Questions to Ask Before Having Anesthesia

Important Questions Before Your Surgery and Anesthesia Begin

10 Questions to Ask Before Having Anesthesia

Before you have anesthesia, it is important that any questions you may have are answered clearly. This helps prevent any surprises before your surgery, one of the last times when you want to receive new information.  While you may meet with your surgeon several times before your surgery, you may meet your anesthesia provider for the first time immediately prior to your surgery.

 For this reason, you may be asking both your surgeon and your anesthesia provider questions about your anesthesia care.

Your opportunity to ask the anesthesia provider questions usually happens during the pre-anesthesia interview, a time where the anesthesia provider asks you questions about your medical history, medications and any other pertinent information. This interview is not just for the provider to ask questions: Use this time ask any questions that you have during this phase of planning.

Questions To Ask Your Anesthesia Provider

  • Who will be providing my anesthesia?  Will it be an anesthesiologist, nurse anesthetist or medical resident?
  • If there is an emergency situation during my procedure, will I need to be transported to another facility for care? How far away is that facility? (For patients having surgery in a surgical center, rather than a hospital.)
  • Will I be awake immediately after surgery or will I wake slowly? Most procedures allow for the patient to wake quickly, but some, such as open heart surgery, allow the patient to wake slowly.
  • What type of monitoring will be done during my surgery?
  • What type of anesthesia will be used and will I be awake? Will I be on a ventilator for the procedure?
  • For childbirth: What are my anesthesia options for delivery?
  • Will the anesthesia provider be with me during the entire procedure?
  • What medications should I take before surgery and which ones should I not take?

Your anesthesia is unique to you and your specific needs.  Be candid with the anesthesia provider, simple questions like "how much alcohol do you drink" can help determine the medications you are provided before, during and after surgery.  If you often forget to take your medications, tell the person giving your anesthesia, these small details can be very important for your care. 

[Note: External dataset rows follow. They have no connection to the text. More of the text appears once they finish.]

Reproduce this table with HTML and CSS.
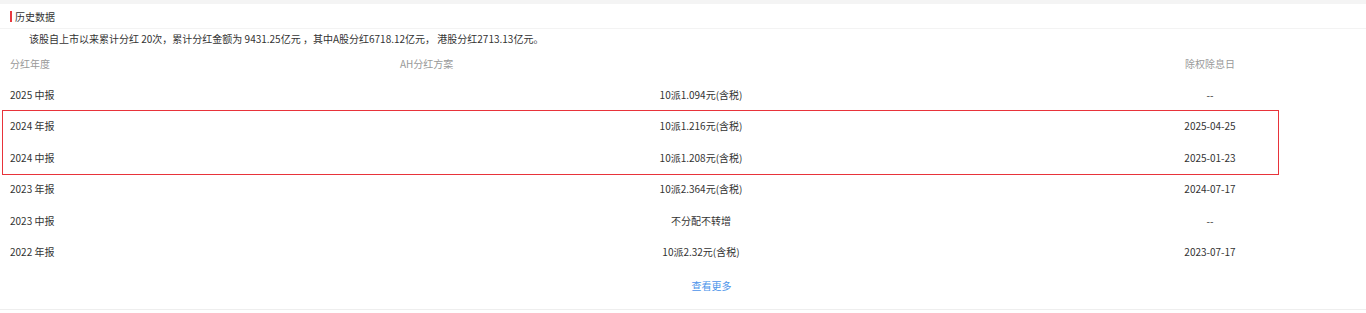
FILE: index.html
```html
<!DOCTYPE html>
<html lang="zh-CN">
<head>
<meta charset="utf-8">
<title>历史数据</title>
<link rel="stylesheet" href="styles.css">
</head>
<body>
<div class="topband"></div>
<section class="panel">
  <div class="title-row"><span class="title-bar"></span><span class="title">历史数据</span></div>
  <p class="summary">该股自上市以来累计分红 20次，累计分红金额为 9431.25亿元 ，其中A股分红6718.12亿元， 港股分红2713.13亿元。</p>
  <div class="table">
    <div class="row head">
      <div class="c1">分红年度</div>
      <div class="c2 left">AH分红方案</div>
      <div class="c3"></div>
      <div class="c4">除权除息日</div>
    </div>
    <div class="row">
      <div class="c1">2025 中报</div><div class="c2">10派1.094元(含税)</div><div class="c3"></div><div class="c4">--</div>
    </div>
    <div class="group">
      <div class="row">
        <div class="c1">2024 年报</div><div class="c2">10派1.216元(含税)</div><div class="c3"></div><div class="c4">2025-04-25</div>
      </div>
      <div class="row">
        <div class="c1">2024 中报</div><div class="c2">10派1.208元(含税)</div><div class="c3"></div><div class="c4">2025-01-23</div>
      </div>
    </div>
    <div class="row">
      <div class="c1">2023 年报</div><div class="c2">10派2.364元(含税)</div><div class="c3"></div><div class="c4">2024-07-17</div>
    </div>
    <div class="row">
      <div class="c1">2023 中报</div><div class="c2">不分配不转增</div><div class="c3"></div><div class="c4">--</div>
    </div>
    <div class="row">
      <div class="c1">2022 年报</div><div class="c2">10派2.32元(含税)</div><div class="c3"></div><div class="c4">2023-07-17</div>
    </div>
  </div>
  <div class="more-row"><a class="more" href="#">查看更多</a></div>
</section>
</body>
</html>
```
FILE: styles.css
```css
* { box-sizing: border-box; }
html, body { margin: 0; padding: 0; background: #fff; }
body {
  font-family: "Noto Sans CJK SC", "Microsoft YaHei", sans-serif;
  font-size: 10px;
  color: #333;
  width: 1366px;
  height: 313px;
  overflow: hidden;
}
.topband { height: 4px; background: #f4f4f4; }
.panel { border-bottom: 1px solid #eeeeee; height: 306px; }
.title-row {
  height: 25px;
  display: flex;
  align-items: center;
  padding-left: 10px;
  border-bottom: 1px solid #f3f3f3;
}
.title-bar { width: 2px; height: 11px; background: #e8393f; margin-right: 3px; }
.title { line-height: 25px; color: #333; }
.summary { margin: 0; padding-left: 29px; height: 20px; line-height: 20px; color: #333; }
.table { width: 1275px; margin-left: 3px; }
.row {
  display: grid;
  grid-template-columns: 397px 602px 140px 136px;
  height: 31.4px;
  align-items: center;
  line-height: 14px;
}
.row.head { color: #999; margin-top: -1px; }
.c1 { padding-left: 7px; }
.c2 { text-align: center; }
.c2.left { text-align: left; }
.c4 { text-align: center; }
.group { outline: 1px solid #e8333a; }
.more-row { display: flex; justify-content: center; padding-left: 57px; height: 36px; align-items: center; }
.more { color: #4b94ea; text-decoration: none; }
```
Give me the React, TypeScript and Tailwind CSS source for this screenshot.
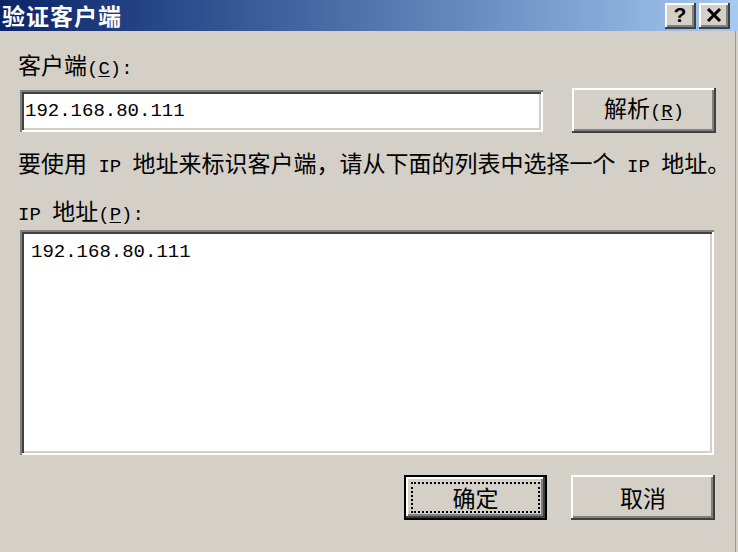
import React from "react";

const cjk = "font-['Noto_Sans_CJK_SC','Noto_Sans_CJK_JP',sans-serif]";

function M({ children }: { children: React.ReactNode }) {
  return <span className="font-['Liberation_Mono',monospace] text-[19px]">{children}</span>;
}

const raised =
  "bg-[#d4d0c8] shadow-[inset_-2px_-2px_0_#404040,inset_2px_2px_0_#ffffff,inset_-4px_-4px_0_#808080]";
const sunken =
  "bg-white shadow-[inset_2px_2px_0_#808080,inset_-2px_-2px_0_#ffffff,inset_4px_4px_0_#404040,inset_-4px_-4px_0_#d4d0c8]";

export default function App() {
  return (
    <div className={`w-[738px] h-[552px] bg-[#d4d0c8] flex flex-col overflow-hidden ${cjk} text-black text-[23px] leading-[24px]`}>
      {/* Title bar */}
      <div className="h-[31px] flex items-center justify-between bg-gradient-to-r from-[#0a246a] to-[#a6caf0] pl-[2px] pr-[8px]">
        <span className="text-white font-bold text-[23px] leading-[31px] tracking-[1px]">验证客户端</span>
        <div className="flex gap-[3px] items-center">
          <div className={`${raised} w-[31px] h-[26px] flex items-center justify-center`}>
            <span className="font-['Liberation_Sans',sans-serif] font-bold text-[21px] leading-[22px] mb-[2px] mr-[1px]">?</span>
          </div>
          <div className={`${raised} w-[31px] h-[26px] flex items-center justify-center`}>
            <svg width="16" height="14" viewBox="0 0 16 14" className="mb-[2px] mr-[1px]">
              <path d="M2 1 L14 13 M14 1 L2 13" stroke="#000" strokeWidth="3" />
            </svg>
          </div>
        </div>
      </div>

      {/* Body */}
      <div className="flex-1 flex flex-col pl-[18px] pr-[3px] border-r border-[#9a9892] mr-[2px]">
        <div className="mt-[21px] h-[24px] whitespace-nowrap">
          客户端<M>(<u className="underline-offset-2">C</u>):</M>
        </div>

        <div className="mt-[12px] flex items-center">
          <div className={`${sunken} ml-[2px] w-[523px] h-[42px] flex items-center pl-[5px]`}>
            <M>192.168.80.111</M>
          </div>
          <div className={`${raised} ml-[29px] w-[144px] h-[45px] flex items-center justify-center pb-[2px]`}>
            <span className="whitespace-nowrap">解析<M>(<u className="underline-offset-2">R</u>)</M></span>
          </div>
        </div>

        <div className="mt-[17px] h-[24px] whitespace-nowrap">
          要使用<M> IP </M>地址来标识客户端，请从下面的列表中选择一个<M> IP </M>地址。
        </div>

        <div className="mt-[24px] h-[24px] whitespace-nowrap">
          <M>IP </M>地址<M>(<u className="underline-offset-2">P</u>):</M>
        </div>

        <div className={`${sunken} mt-[8px] ml-[2px] w-[694px] h-[225px] pl-[11px] pt-[5px]`}>
          <M>192.168.80.111</M>
        </div>

        <div className="mt-[20px] flex justify-end pr-[17px] gap-[24px]">
          <div className="w-[143px] h-[45px] border-2 border-black">
            <div className={`${raised} w-full h-full flex items-center justify-center p-[5px]`}>
              <div className="w-full h-full border-2 border-dotted border-black flex items-center justify-center pb-[1px]">
                确定
              </div>
            </div>
          </div>
          <div className={`${raised} w-[144px] h-[45px] flex items-center justify-center pb-[2px]`}>
            取消
          </div>
        </div>
      </div>
    </div>
  );
}
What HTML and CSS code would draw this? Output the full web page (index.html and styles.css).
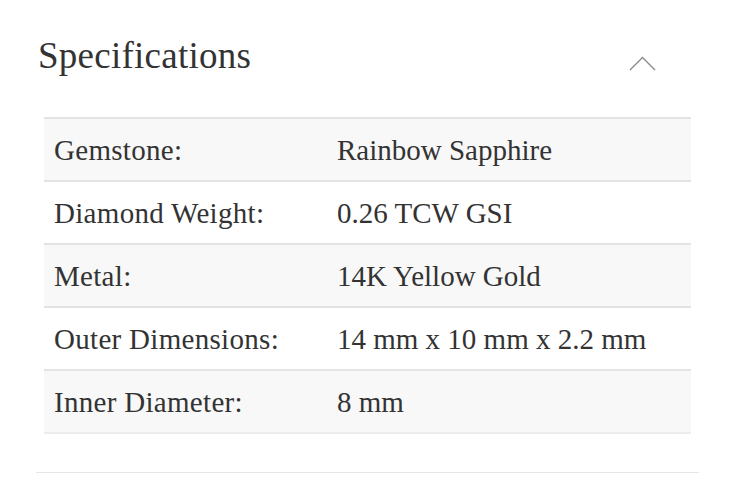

There are many types of anesthesia, so make sure you understand the type of anesthesia you will be receiving.  Will you be completely unconscious and on a ventilator, or will you be lightly sedated and aware of the procedure but not feeling pain?  Understanding the process will help you determine what questions you should be asking in the weeks before your procedure. 


Questions You Should Ask. The American Association for Nurse Anesthetists. 2008.